━━ DATASET SECTION ━━
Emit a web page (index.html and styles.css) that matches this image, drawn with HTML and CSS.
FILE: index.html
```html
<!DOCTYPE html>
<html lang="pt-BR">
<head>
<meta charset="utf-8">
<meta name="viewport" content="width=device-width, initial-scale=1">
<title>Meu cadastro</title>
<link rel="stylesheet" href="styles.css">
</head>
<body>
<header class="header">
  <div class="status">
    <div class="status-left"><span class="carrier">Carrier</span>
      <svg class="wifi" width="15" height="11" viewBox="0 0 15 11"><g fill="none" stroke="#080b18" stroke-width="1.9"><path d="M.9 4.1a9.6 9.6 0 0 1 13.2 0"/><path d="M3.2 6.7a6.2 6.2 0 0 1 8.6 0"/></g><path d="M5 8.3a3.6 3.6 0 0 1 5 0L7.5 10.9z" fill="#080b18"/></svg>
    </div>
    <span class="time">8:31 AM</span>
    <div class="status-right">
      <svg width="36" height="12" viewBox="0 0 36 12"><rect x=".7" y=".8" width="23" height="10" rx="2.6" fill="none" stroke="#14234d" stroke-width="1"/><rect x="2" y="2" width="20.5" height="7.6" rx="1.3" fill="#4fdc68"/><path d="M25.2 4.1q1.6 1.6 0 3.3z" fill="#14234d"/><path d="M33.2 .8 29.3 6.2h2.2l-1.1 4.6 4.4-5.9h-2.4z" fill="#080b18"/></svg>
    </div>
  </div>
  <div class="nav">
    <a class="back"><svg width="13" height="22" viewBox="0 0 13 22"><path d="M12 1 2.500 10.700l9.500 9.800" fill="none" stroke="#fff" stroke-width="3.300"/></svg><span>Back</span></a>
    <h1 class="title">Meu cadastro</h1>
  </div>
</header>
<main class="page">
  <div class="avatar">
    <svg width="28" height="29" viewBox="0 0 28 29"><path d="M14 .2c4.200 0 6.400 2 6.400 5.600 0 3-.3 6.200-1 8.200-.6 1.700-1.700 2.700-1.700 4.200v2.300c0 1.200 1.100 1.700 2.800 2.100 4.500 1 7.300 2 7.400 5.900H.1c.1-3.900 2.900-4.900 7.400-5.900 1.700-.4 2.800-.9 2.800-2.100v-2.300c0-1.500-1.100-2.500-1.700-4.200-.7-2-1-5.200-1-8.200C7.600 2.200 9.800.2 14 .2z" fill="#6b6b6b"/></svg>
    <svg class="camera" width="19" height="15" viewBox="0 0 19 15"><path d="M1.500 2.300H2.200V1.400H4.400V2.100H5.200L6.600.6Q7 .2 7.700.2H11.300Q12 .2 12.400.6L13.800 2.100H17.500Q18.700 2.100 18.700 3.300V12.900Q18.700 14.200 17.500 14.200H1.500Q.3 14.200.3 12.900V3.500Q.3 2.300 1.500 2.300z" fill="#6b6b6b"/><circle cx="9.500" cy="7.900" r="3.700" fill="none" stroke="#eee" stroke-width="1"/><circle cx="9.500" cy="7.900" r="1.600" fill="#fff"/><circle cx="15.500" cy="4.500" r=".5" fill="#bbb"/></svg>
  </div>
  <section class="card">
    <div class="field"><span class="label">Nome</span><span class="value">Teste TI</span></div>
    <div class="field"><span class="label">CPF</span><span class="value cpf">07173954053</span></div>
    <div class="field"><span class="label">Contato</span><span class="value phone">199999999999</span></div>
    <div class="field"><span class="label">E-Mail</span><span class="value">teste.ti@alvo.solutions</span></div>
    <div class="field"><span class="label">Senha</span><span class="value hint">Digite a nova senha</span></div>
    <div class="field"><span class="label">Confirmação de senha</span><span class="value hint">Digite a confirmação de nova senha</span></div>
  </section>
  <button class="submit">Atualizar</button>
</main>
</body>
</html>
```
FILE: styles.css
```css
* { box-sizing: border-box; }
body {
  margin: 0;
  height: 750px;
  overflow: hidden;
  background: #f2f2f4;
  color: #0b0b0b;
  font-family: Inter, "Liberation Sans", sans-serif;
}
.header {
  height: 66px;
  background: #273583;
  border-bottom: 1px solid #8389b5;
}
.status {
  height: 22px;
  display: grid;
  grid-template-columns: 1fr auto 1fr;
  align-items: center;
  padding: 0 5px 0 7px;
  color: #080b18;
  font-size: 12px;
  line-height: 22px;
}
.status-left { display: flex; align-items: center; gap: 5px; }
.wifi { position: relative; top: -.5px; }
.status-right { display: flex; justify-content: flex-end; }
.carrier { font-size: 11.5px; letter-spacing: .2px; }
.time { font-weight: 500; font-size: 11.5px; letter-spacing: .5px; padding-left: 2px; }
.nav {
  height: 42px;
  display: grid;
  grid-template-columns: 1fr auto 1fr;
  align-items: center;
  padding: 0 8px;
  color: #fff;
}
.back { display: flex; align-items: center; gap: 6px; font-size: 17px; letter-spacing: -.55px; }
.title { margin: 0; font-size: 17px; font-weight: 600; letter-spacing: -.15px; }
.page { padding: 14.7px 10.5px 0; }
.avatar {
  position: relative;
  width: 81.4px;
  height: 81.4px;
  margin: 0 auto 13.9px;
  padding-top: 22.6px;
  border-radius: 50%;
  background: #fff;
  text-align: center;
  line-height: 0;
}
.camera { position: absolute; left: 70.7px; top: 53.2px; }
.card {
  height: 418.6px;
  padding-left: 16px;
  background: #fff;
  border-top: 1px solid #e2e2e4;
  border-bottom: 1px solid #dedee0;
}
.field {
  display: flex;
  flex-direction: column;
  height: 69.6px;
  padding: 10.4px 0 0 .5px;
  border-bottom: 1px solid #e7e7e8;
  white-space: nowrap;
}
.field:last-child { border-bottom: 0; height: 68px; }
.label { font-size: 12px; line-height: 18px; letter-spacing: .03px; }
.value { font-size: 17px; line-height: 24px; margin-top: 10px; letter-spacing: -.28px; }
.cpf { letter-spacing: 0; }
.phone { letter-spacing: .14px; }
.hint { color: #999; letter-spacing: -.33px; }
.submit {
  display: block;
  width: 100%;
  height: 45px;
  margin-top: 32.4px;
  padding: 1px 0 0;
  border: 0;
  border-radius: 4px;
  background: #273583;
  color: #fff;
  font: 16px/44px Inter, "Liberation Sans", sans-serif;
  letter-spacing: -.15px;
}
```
━━━
Check every line of the data above for the string "styles", and copy those that have it.

# [THE REPLY]
Emit a web page (index.html and styles.css) that matches this image, drawn with HTML and CSS.
<link rel="stylesheet" href="styles.css">
FILE: styles.css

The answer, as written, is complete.